The model is not learning from the data. Think of a basic linear regression - the 'null' prediction, the prediction if you didn't have any predictors at all, is just the expected value; i.e. the mean. It could be caused by many different issues, but initialization comes to mind - bad initialization leads to no learning. This blog post has good practical advice that may help.

What is action and reward in a neural network which learns weights by reinforcement learning

My goal is to predict customer churn. I want to use reinforcement learning to train a recurrent neural network which predicts a target response for its input.
I understand that the state is represented by the input to the network at each time, but I don't understand how the action is represented. Is it the values of weights which the neural network should decide to choose by some formulas?
Also, how should we create a reward or punishment to teach the neural network its weights as we don't know the target response for each input neurons?

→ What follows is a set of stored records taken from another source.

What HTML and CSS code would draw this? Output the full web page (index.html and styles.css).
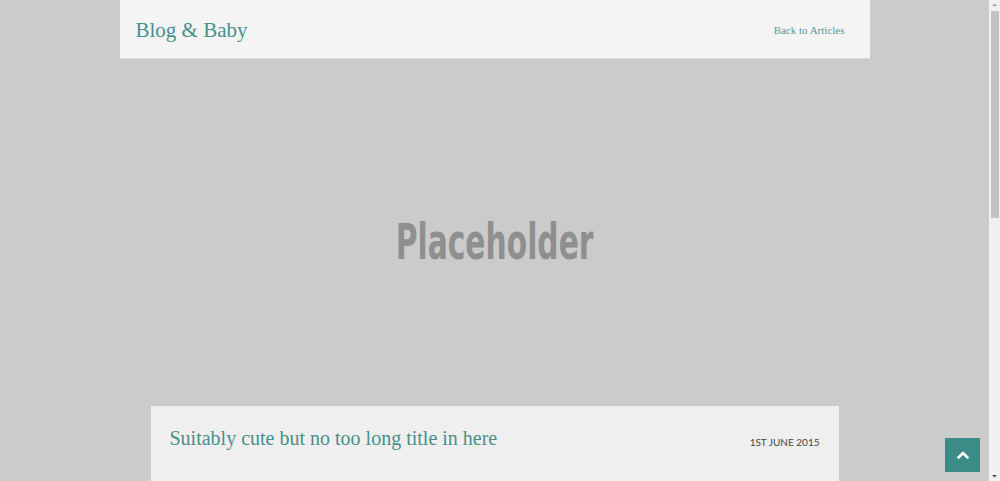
FILE: index.html
```html
<!DOCTYPE html>
<html lang="en">
<head>
<meta charset="utf-8">
<title>Blog &amp; Baby</title>
<link rel="stylesheet" href="styles.css">
</head>
<body>
  <div class="page">
    <header class="site-header">
      <a class="brand" href="#">Blog &amp; Baby</a>
      <a class="back-link" href="#">Back to Articles</a>
    </header>
    <section class="hero">
      <span class="hero-text">Placeholder</span>
    </section>
    <article class="post">
      <div class="post-head">
        <h1 class="post-title">Suitably cute but no too long title in here</h1>
        <span class="post-date">1st June 2015</span>
      </div>
    </article>
  </div>
  <a class="to-top" href="#" aria-label="Back to top">
    <svg width="12" height="8" viewBox="0 0 12 8"><path d="M1.5 6.5 L6 2 L10.5 6.5" fill="none" stroke="#fff" stroke-width="2.6" stroke-linecap="round" stroke-linejoin="round"/></svg>
  </a>
  <div class="scrollbar" aria-hidden="true">
    <svg class="sb-arrow" width="11" height="10" viewBox="0 0 11 10"><path d="M3 6 L5.5 3.5 L8 6 Z" fill="#a3a3a3"/></svg>
    <div class="sb-track"><div class="sb-thumb"></div></div>
    <svg class="sb-arrow" width="11" height="10" viewBox="0 0 11 10"><path d="M3 4 L5.5 6.5 L8 4 Z" fill="#505050"/></svg>
  </div>
</body>
</html>
```

FILE: styles.css
```css
html, body {
  margin: 0;
  padding: 0;
}
body {
  background: #cbcbcb;
  font-family: "Liberation Serif", serif;
  padding-right: 11px;
}
.page {
  width: 750px;
  margin: 0 auto;
  display: flex;
  flex-direction: column;
  align-items: center;
}
.site-header {
  width: 100%;
  box-sizing: border-box;
  height: 59px;
  background: #f4f4f4;
  border-bottom: 1px solid #dcdcdc;
  display: flex;
  align-items: center;
  justify-content: space-between;
  padding: 2px 25px 0 16px;
}
.brand {
  color: #47908b;
  text-decoration: none;
  font-size: 21px;
}
.back-link {
  color: #5a9894;
  text-decoration: none;
  font-size: 11px;
}
.hero {
  width: 100%;
  height: 347px;
  display: flex;
  align-items: center;
  justify-content: center;
  padding-top: 19px;
  box-sizing: border-box;
}
.hero-text {
  font-family: "DejaVu Sans Condensed", "DejaVu Sans", sans-serif;
  font-weight: bold;
  font-size: 49px;
  color: #8f8f8f;
  display: inline-block;
  transform: scaleX(0.675);
}
.post {
  width: 688px;
  height: 665px;
  background: #efefef;
}
.post-head {
  display: flex;
  align-items: baseline;
  justify-content: space-between;
  padding: 21px 19px 0 19px;
}
.post-title {
  margin: 0;
  font-weight: normal;
  font-size: 20px;
  color: #47908b;
}
.post-date {
  font-family: Lato, sans-serif;
  font-size: 10px;
  text-transform: uppercase;
  color: #444;
  position: relative;
  top: 1px;
}
.to-top {
  position: fixed;
  right: 20px;
  bottom: 9px;
  width: 35px;
  height: 34px;
  background: #3b8b86;
  display: flex;
  align-items: center;
  justify-content: center;
}
.scrollbar {
  position: fixed;
  top: 0;
  right: 0;
  bottom: 0;
  width: 11px;
  background: #f0f0f0;
  display: flex;
  flex-direction: column;
}
.sb-arrow {
  flex: none;
  display: block;
}
.sb-track {
  flex: 1;
  padding: 1px 1px 0 2px;
}
.sb-thumb {
  height: 207px;
  background: #c2c2c2;
}
```
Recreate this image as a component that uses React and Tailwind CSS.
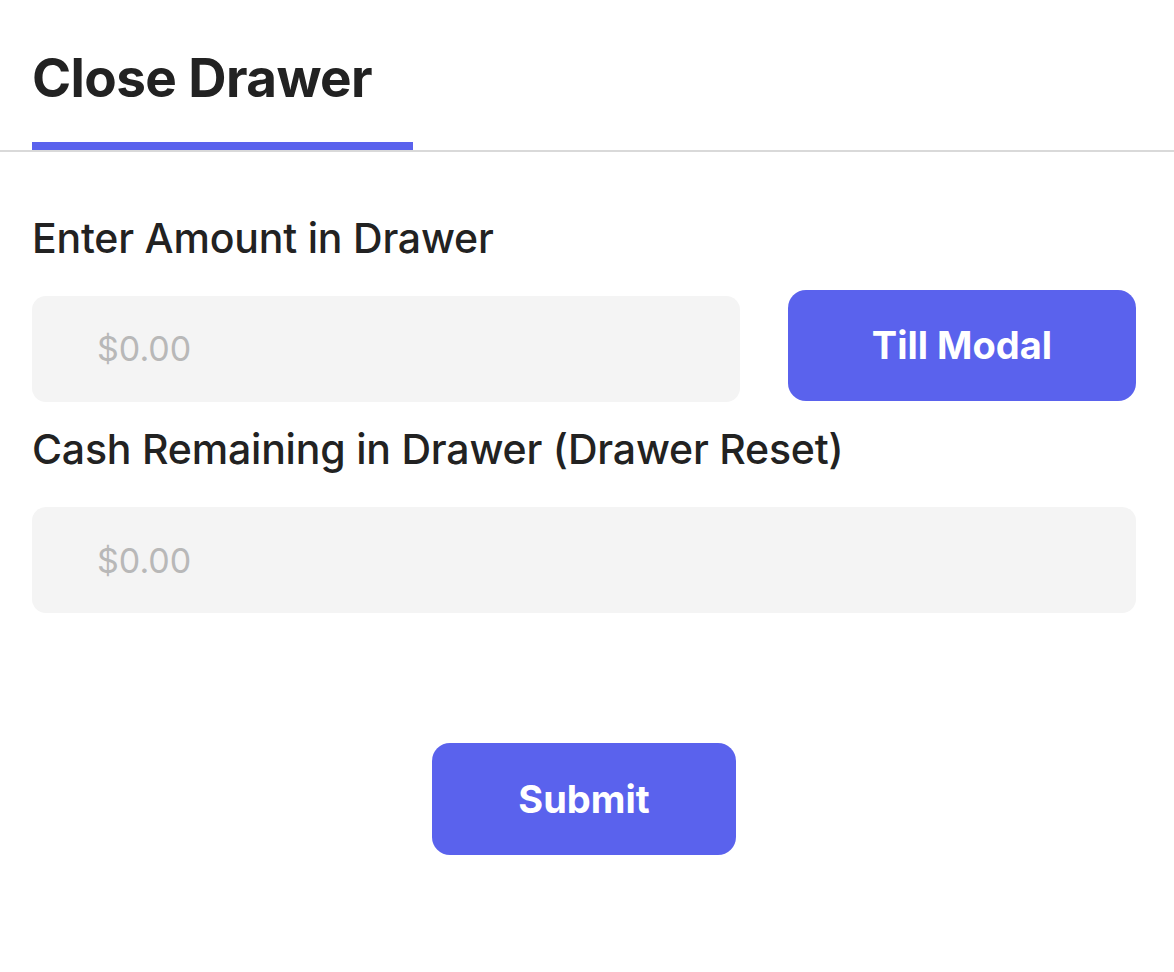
import React from "react";

export default function App() {
  return (
    <div className="min-h-[972px] w-full bg-white text-[#222222]" style={{ fontFamily: "Inter, 'Noto Sans', sans-serif" }}>
      <div className="border-b-2 border-[#d9d9d9] pl-8 pr-[38px]">
        <div className="w-[381px] border-b-[8px] border-[#5a62ed] pt-[46px] pb-[32px]">
          <h1 className="text-[53px] font-bold leading-[64px] tracking-[-0.6px]">Close Drawer</h1>
        </div>
      </div>
      <div className="pl-8 pr-[38px] pt-[62px]">
        <label className="block text-[41px] font-medium leading-[48px] tracking-[-0.2px]">Enter Amount in Drawer</label>
        <div className="mt-[31px] flex items-center gap-12">
          <div className="flex h-[106px] flex-1 items-center rounded-[14px] bg-[#f4f4f4] pl-[65px]">
            <span className="text-[34px] text-[#b8b8b8]">$0.00</span>
          </div>
          <button className="h-[111px] w-[348px] -translate-y-[3px] rounded-[18px] bg-[#5a62ed] text-[38px] font-bold text-white">Till Modal</button>
        </div>
        <label className="mt-[21px] block text-[41px] font-medium leading-[48px] tracking-[-0.2px]">Cash Remaining in Drawer (Drawer Reset)</label>
        <div className="mt-[34px] flex h-[106px] items-center rounded-[14px] bg-[#f4f4f4] pl-[65px]">
          <span className="text-[34px] text-[#b8b8b8]">$0.00</span>
        </div>
        <div className="mt-[130px] flex justify-center">
          <button className="h-[112px] w-[304px] rounded-[18px] bg-[#5a62ed] text-[38px] font-bold text-white">Submit</button>
        </div>
      </div>
    </div>
  );
}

The aim of reinforcement learning is typically to maximize long term reward for an agent playing a game of sorts (a Markov Decision Process). In typical reinforcement learning usage, neural networks are used to approximate the Q-function. So, the network's input is the state and action (or a feature representations thereof), and the output is the value of taking that action in that state. Reinforcement learning algorithms like Q-learning provide the details on how to choose actions at a given time step, and also dictate how updates to the value function should be done.
It isn't clear how your specific goal of building a customer churn model might be formulated as a Markov Decision Problem. You could define your states to be statistics about customers' interactions with the company website, but it isn't clear what the actions might be, because it isn't clear what the agent is and what it can do. This is also why you are finding it difficult to define a reward function. The reward function should tell the agent if it's doing a good job. So, if we're imagining an MDP where the agent is trying to minimize customer churn, we might provide a negative reward proportional to the number of customers that turn over.
I don't think you want to learn a Q-function. I think it's more likely that you are interested simply in supervised learning, where you have some sample data and you want to learn a function that will tell you how much churn there will be. For this, you should be looking towards gradient descent methods and forward/backward propagation for training your neural network.